**Records:**
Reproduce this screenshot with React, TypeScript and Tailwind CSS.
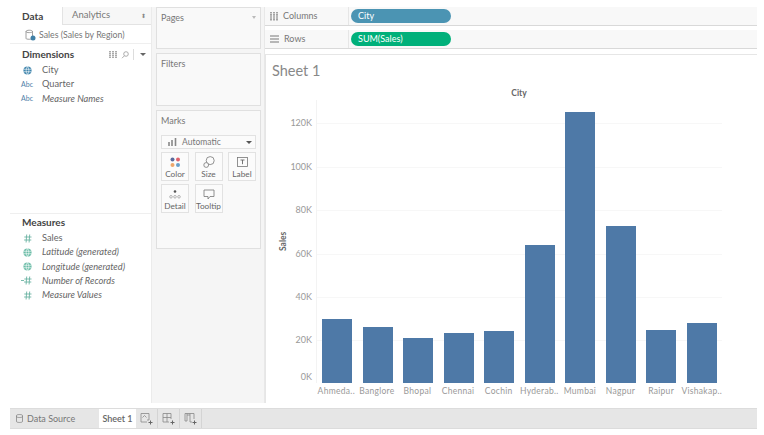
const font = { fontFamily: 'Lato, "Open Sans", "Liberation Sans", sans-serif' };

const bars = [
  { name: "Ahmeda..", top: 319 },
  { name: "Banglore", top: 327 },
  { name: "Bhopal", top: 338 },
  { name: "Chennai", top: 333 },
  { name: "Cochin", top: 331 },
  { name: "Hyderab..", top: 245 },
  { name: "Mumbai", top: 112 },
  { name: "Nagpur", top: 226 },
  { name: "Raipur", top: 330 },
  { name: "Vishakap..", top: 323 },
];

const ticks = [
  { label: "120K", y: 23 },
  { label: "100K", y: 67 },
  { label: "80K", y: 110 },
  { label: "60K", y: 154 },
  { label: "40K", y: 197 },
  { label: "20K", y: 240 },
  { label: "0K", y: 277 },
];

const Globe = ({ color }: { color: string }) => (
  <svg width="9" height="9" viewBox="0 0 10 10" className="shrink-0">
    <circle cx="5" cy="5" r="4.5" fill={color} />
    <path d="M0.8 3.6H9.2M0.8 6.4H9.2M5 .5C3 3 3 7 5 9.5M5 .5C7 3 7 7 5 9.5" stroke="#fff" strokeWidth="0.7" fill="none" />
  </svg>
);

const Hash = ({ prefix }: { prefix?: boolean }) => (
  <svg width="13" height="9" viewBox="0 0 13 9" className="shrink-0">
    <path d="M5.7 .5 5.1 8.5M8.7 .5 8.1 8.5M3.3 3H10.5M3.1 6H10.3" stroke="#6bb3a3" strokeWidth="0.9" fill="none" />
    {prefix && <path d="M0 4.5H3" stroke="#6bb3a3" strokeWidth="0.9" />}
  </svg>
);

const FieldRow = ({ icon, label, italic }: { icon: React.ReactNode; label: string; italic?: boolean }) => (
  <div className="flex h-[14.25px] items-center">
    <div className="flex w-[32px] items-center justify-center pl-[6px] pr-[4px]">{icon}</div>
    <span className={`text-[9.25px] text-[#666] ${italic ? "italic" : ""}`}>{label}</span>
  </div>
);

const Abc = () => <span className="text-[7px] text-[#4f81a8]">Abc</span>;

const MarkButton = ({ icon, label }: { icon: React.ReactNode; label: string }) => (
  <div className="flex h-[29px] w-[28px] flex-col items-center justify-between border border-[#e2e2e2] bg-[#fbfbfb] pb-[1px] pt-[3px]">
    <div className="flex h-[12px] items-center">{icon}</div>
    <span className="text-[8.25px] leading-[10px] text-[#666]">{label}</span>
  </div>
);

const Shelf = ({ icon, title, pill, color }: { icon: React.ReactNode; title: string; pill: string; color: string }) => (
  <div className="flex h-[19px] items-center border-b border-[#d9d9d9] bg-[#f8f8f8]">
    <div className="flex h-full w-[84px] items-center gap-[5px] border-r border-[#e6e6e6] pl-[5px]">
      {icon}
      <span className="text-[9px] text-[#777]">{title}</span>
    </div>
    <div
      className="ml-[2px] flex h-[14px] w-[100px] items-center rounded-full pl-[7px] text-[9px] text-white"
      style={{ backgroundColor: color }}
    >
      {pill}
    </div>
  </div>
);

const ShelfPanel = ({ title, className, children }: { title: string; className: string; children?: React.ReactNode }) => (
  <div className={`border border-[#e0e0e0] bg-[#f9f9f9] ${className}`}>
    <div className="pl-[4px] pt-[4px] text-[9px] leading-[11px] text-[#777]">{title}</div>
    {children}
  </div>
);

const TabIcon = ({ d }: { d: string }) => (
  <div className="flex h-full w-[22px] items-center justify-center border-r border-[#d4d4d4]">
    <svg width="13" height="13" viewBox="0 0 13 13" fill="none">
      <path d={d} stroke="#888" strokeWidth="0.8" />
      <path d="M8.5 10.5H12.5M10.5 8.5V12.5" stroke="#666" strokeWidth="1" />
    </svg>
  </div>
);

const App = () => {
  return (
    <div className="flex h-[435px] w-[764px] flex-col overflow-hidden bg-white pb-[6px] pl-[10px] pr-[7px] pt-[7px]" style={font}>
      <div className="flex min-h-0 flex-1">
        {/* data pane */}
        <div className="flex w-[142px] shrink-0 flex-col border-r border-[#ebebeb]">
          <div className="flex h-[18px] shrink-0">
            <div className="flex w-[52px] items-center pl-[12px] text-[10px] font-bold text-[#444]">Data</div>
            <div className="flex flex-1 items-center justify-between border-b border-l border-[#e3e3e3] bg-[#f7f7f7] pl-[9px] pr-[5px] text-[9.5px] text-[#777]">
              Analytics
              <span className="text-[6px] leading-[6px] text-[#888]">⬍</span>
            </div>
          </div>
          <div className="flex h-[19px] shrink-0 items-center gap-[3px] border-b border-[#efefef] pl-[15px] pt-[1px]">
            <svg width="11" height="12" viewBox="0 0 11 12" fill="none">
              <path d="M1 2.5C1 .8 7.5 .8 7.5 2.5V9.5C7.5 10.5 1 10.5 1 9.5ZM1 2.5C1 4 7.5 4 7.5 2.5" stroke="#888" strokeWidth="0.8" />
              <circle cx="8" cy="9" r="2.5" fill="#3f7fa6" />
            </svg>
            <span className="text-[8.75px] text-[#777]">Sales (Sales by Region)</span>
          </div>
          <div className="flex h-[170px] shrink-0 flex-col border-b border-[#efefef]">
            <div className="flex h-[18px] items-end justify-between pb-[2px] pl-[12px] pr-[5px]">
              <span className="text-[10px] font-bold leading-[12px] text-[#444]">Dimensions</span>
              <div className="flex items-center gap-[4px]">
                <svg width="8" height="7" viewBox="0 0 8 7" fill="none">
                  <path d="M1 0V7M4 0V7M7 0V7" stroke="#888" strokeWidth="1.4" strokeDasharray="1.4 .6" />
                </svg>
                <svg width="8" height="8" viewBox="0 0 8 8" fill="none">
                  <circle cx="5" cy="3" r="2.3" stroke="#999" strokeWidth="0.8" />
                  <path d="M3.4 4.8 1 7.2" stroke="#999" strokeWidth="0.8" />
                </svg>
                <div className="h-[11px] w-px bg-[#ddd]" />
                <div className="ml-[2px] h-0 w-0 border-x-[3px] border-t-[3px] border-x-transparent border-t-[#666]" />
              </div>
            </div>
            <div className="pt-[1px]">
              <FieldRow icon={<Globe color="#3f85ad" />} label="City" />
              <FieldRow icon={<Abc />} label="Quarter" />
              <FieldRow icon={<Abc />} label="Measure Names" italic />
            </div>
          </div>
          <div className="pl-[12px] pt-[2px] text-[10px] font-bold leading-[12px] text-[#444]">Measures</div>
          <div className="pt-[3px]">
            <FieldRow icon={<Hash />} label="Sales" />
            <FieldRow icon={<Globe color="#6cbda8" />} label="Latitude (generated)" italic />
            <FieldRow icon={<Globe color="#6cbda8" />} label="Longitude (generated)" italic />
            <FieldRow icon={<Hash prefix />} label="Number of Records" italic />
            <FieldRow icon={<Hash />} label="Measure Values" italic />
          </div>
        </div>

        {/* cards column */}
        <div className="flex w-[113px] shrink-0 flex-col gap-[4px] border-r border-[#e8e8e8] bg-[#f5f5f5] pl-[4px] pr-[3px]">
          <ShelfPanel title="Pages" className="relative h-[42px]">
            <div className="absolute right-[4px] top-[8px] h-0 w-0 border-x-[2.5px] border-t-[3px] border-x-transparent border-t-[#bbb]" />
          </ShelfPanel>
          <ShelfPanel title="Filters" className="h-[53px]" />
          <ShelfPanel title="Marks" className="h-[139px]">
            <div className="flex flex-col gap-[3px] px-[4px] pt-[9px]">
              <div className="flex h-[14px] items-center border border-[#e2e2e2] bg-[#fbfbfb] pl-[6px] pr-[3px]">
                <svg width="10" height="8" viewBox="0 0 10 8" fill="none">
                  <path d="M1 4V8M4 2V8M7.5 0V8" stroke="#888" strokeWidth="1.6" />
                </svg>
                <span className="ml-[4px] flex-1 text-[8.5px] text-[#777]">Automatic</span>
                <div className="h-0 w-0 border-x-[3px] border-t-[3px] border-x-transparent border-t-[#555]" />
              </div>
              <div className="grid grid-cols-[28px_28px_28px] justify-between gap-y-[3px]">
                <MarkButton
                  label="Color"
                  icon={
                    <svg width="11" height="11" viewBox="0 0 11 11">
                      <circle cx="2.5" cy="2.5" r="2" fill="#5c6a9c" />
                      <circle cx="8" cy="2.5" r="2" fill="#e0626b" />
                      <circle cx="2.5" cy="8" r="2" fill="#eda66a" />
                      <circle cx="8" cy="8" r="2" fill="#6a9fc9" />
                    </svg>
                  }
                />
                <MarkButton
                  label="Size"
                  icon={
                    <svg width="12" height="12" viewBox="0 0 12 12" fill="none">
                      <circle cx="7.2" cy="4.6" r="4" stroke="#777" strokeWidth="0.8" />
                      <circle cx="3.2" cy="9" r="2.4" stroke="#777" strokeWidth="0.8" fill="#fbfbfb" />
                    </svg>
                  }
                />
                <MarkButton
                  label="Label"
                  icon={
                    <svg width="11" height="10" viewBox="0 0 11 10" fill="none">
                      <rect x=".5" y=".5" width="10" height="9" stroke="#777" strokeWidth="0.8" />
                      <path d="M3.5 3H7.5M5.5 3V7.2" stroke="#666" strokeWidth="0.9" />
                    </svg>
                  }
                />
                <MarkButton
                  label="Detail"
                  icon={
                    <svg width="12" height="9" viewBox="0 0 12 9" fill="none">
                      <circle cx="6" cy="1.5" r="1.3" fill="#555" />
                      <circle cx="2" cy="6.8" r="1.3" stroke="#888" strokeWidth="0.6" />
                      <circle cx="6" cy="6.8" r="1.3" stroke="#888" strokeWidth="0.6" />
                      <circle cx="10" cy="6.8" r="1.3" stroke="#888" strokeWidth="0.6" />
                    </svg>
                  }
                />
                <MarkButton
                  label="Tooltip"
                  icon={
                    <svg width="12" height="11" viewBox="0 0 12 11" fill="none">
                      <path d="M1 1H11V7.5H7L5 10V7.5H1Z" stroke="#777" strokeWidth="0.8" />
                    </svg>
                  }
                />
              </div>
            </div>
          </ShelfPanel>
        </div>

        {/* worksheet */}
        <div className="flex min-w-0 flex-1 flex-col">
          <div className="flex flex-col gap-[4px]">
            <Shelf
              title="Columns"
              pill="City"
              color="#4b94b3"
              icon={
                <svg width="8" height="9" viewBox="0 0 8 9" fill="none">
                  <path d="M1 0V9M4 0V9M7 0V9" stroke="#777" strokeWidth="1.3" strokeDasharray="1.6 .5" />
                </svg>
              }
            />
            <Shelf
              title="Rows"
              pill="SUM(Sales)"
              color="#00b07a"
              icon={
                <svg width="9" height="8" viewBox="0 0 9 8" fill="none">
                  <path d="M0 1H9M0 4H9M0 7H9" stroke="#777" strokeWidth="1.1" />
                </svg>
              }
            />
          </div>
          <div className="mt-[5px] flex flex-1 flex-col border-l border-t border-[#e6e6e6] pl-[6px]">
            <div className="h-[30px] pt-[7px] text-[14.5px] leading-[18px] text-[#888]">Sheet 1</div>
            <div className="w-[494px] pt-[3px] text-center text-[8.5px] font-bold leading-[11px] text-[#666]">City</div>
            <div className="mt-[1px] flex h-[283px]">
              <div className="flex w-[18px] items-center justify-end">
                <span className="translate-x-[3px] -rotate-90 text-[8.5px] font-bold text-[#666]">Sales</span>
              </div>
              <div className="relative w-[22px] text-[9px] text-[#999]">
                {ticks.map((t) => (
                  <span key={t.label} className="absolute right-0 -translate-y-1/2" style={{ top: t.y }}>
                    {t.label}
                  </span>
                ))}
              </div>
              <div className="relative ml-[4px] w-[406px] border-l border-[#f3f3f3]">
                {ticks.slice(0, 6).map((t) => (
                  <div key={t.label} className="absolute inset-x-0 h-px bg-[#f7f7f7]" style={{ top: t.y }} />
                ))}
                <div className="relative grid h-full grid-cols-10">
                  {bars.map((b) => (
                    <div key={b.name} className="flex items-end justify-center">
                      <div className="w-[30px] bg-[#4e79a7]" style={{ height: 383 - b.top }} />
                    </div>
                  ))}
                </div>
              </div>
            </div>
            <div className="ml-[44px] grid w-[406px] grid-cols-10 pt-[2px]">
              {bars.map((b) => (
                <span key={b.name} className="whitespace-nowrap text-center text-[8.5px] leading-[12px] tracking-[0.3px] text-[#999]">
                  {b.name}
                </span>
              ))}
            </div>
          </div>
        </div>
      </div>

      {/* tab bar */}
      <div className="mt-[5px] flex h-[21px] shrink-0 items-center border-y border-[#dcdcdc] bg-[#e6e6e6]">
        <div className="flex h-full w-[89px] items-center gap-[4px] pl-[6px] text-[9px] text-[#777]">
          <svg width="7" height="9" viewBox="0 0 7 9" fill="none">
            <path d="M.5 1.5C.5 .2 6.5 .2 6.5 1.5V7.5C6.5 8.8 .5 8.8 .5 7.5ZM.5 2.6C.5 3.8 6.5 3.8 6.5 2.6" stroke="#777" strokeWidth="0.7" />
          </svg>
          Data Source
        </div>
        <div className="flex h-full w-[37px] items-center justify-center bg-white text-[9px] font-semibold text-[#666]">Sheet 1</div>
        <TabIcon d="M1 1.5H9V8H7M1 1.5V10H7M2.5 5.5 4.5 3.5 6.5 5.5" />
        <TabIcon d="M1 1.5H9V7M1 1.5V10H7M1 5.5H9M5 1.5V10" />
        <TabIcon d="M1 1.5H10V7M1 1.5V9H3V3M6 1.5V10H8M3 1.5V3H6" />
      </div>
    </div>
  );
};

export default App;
* * *
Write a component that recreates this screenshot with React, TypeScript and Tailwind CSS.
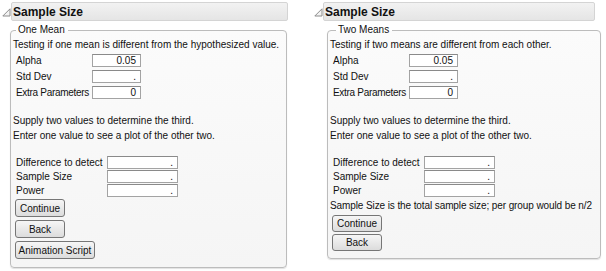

**The task:**
Extract every line above that contains the word "React".

**Result of the exercise:**
Reproduce this screenshot with React, TypeScript and Tailwind CSS.
const FieldRow = ({ icon, label, italic }: { icon: React.ReactNode; label: string; italic?: boolean }) => (
const MarkButton = ({ icon, label }: { icon: React.ReactNode; label: string }) => (
const Shelf = ({ icon, title, pill, color }: { icon: React.ReactNode; title: string; pill: string; color: string }) => (
const ShelfPanel = ({ title, className, children }: { title: string; className: string; children?: React.ReactNode }) => (
Write a component that recreates this screenshot with React, TypeScript and Tailwind CSS.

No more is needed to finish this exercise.